Behalten Sie Ihren Nächsten im Blick

30. Mai 2016

Christiane Scholze-Wendt

Von weitem hatte ich die junge Mutter erfreut bewundert, die ihre Tochter im Buggy zum Bahnhof schob und der Kleinen lebhaft und unaufhörlich etwas zu erzählen schien. Kommt leider selten genug vor, dass Eltern so intensiv mit ihren Kindern kommunizieren. Von weitem hatte es mich allerdings auch gewundert, wie unbeteiligt die Kleine im Buggy wirkte und den Blick zeitweise sogar von Mama abwandte. Aus der Nähe, als wir nämlich fast gleichzeitig in den Zug stiegen und unweit voneinander Plätze fanden, schnappte ich einiges von Mamas Redefluss auf: "Eh Alter, ich sach's dir, das geht gar nich. Die kommt mir nich mehr in die Bude. Die will mich volllabern, ich soll Mark das von Silvie mal erzählen, dabei geht die doch selber fremd..."

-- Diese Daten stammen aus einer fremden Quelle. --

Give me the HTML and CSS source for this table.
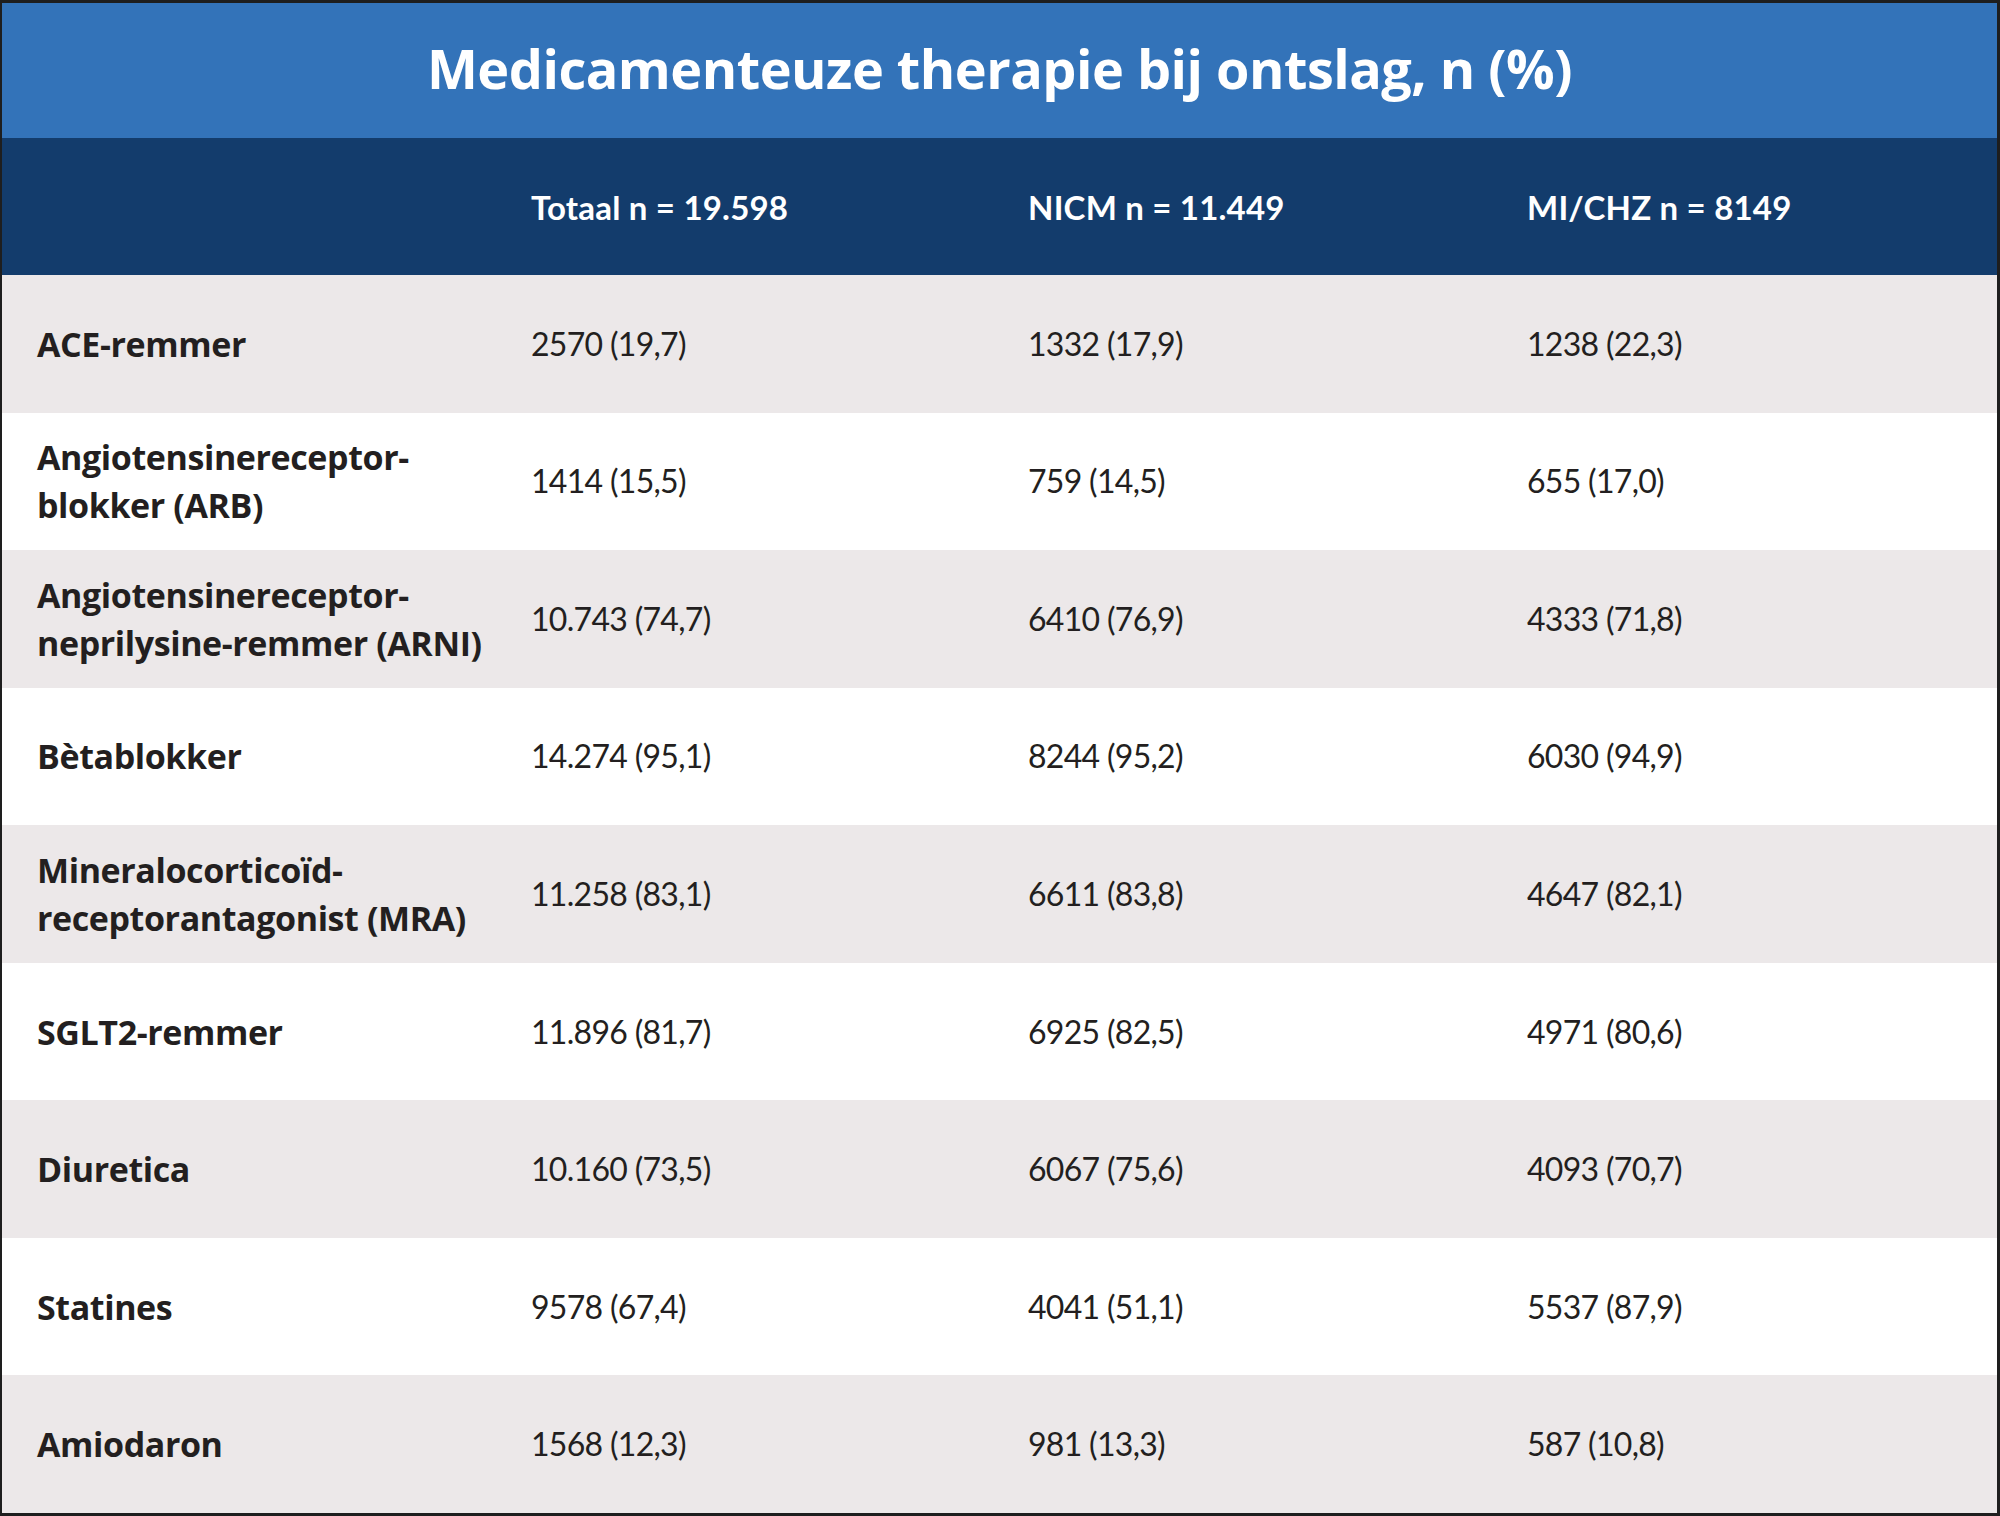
FILE: index.html
```html
<!DOCTYPE html>
<html lang="nl">
<head>
<meta charset="utf-8">
<title>Medicamenteuze therapie bij ontslag</title>
<link rel="stylesheet" href="styles.css">
</head>
<body>
<div class="frame">
  <div class="title">Medicamenteuze therapie bij ontslag, n (%)</div>
  <div class="table">
    <div class="row head">
      <div class="cell"></div>
      <div class="cell">Totaal n = 19.598</div>
      <div class="cell">NICM n = 11.449</div>
      <div class="cell">MI/CHZ n = 8149</div>
    </div>
    <div class="row gray">
      <div class="cell label">ACE-remmer</div>
      <div class="cell">2570 (19,7)</div>
      <div class="cell">1332 (17,9)</div>
      <div class="cell">1238 (22,3)</div>
    </div>
    <div class="row">
      <div class="cell label">Angiotensinereceptor-<br>blokker (ARB)</div>
      <div class="cell">1414 (15,5)</div>
      <div class="cell">759 (14,5)</div>
      <div class="cell">655 (17,0)</div>
    </div>
    <div class="row gray">
      <div class="cell label">Angiotensinereceptor-<br>neprilysine-remmer (ARNI)</div>
      <div class="cell">10.743 (74,7)</div>
      <div class="cell">6410 (76,9)</div>
      <div class="cell">4333 (71,8)</div>
    </div>
    <div class="row">
      <div class="cell label">Bètablokker</div>
      <div class="cell">14.274 (95,1)</div>
      <div class="cell">8244 (95,2)</div>
      <div class="cell">6030 (94,9)</div>
    </div>
    <div class="row gray">
      <div class="cell label">Mineralocorticoïd-<br>receptorantagonist (MRA)</div>
      <div class="cell">11.258 (83,1)</div>
      <div class="cell">6611 (83,8)</div>
      <div class="cell">4647 (82,1)</div>
    </div>
    <div class="row">
      <div class="cell label">SGLT2-remmer</div>
      <div class="cell">11.896 (81,7)</div>
      <div class="cell">6925 (82,5)</div>
      <div class="cell">4971 (80,6)</div>
    </div>
    <div class="row gray">
      <div class="cell label">Diuretica</div>
      <div class="cell">10.160 (73,5)</div>
      <div class="cell">6067 (75,6)</div>
      <div class="cell">4093 (70,7)</div>
    </div>
    <div class="row">
      <div class="cell label">Statines</div>
      <div class="cell">9578 (67,4)</div>
      <div class="cell">4041 (51,1)</div>
      <div class="cell">5537 (87,9)</div>
    </div>
    <div class="row gray">
      <div class="cell label">Amiodaron</div>
      <div class="cell">1568 (12,3)</div>
      <div class="cell">981 (13,3)</div>
      <div class="cell">587 (10,8)</div>
    </div>
  </div>
</div>
</body>
</html>
```

FILE: styles.css
```css
html, body {
  margin: 0;
  padding: 0;
  background: #1e1e1e;
}
.frame {
  box-sizing: border-box;
  width: 2000px;
  height: 1516px;
  border-style: solid;
  border-color: #1e1e1e;
  border-width: 3px 3px 3px 2px;
  display: flex;
  flex-direction: column;
  font-family: Lato, "Liberation Sans", sans-serif;
  color: #231f20;
}
.title {
  height: 135px;
  flex: none;
  background: #3373b9;
  color: #ffffff;
  display: flex;
  align-items: center;
  justify-content: center;
  font-family: "Open Sans", Lato, sans-serif;
  font-size: 54px;
  font-weight: 700;
  letter-spacing: -0.5px;
  padding-bottom: 6px;
  box-sizing: border-box;
}
.table {
  flex: 1;
  display: grid;
  grid-template-rows: 137px repeat(9, 1fr);
}
.row {
  display: grid;
  grid-template-columns: 492px 497px 499px 1fr;
  background: #ffffff;
}
.row.gray {
  background: #ece8e9;
}
.row.head {
  background: #133c6c;
  color: #ffffff;
  font-weight: 700;
}
.row.head .cell {
  font-size: 33px;
  letter-spacing: 0.2px;
}
.cell {
  display: flex;
  align-items: center;
  padding-left: 37px;
  font-size: 32px;
  line-height: 48px;
  letter-spacing: -0.7px;
}
.label {
  padding-left: 35px;
  font-family: "Open Sans", Lato, sans-serif;
  font-weight: 700;
  font-size: 34px;
  letter-spacing: -0.4px;
}
```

Ich bin irritiert. Jetzt kriege ich endlich mit, dass die junge Mutter per Freisprechsystem ihres Smartphones mit irgendjemandem kommuniziert, aber eben ausdrücklich nicht mit ihrer Kleinen. Das hält über die Dauer der Zugfahrt an. Die Situation schmerzt mich. Abgesehen davon, dass ich gar nichts von den Verwicklungen von Mark, Silvie & Co. wissen will und sie sich trotzdem in meine Gedanken bohren, tut mir die Kleine leid. Sie scheint zwar daran gewöhnt zu sein, dass Mama sie sowieso nicht meint, wenn sie in ihrem Beisein redet. Aber sie wirkt einsam. Mein Lächeln erwidert die Kleine kaum. Es scheint sie eher zu irritieren, weswegen sie ihrer Mama gegen das Bein tritt. Mama unterbricht ihren an eine(n) Unsichtbare(n) gerichteten Redefluss mit der kurz gefauchten unmittelbaren Anrede "Lass das!" - woran sich aber von der Kleinen nicht anknüpfen lässt.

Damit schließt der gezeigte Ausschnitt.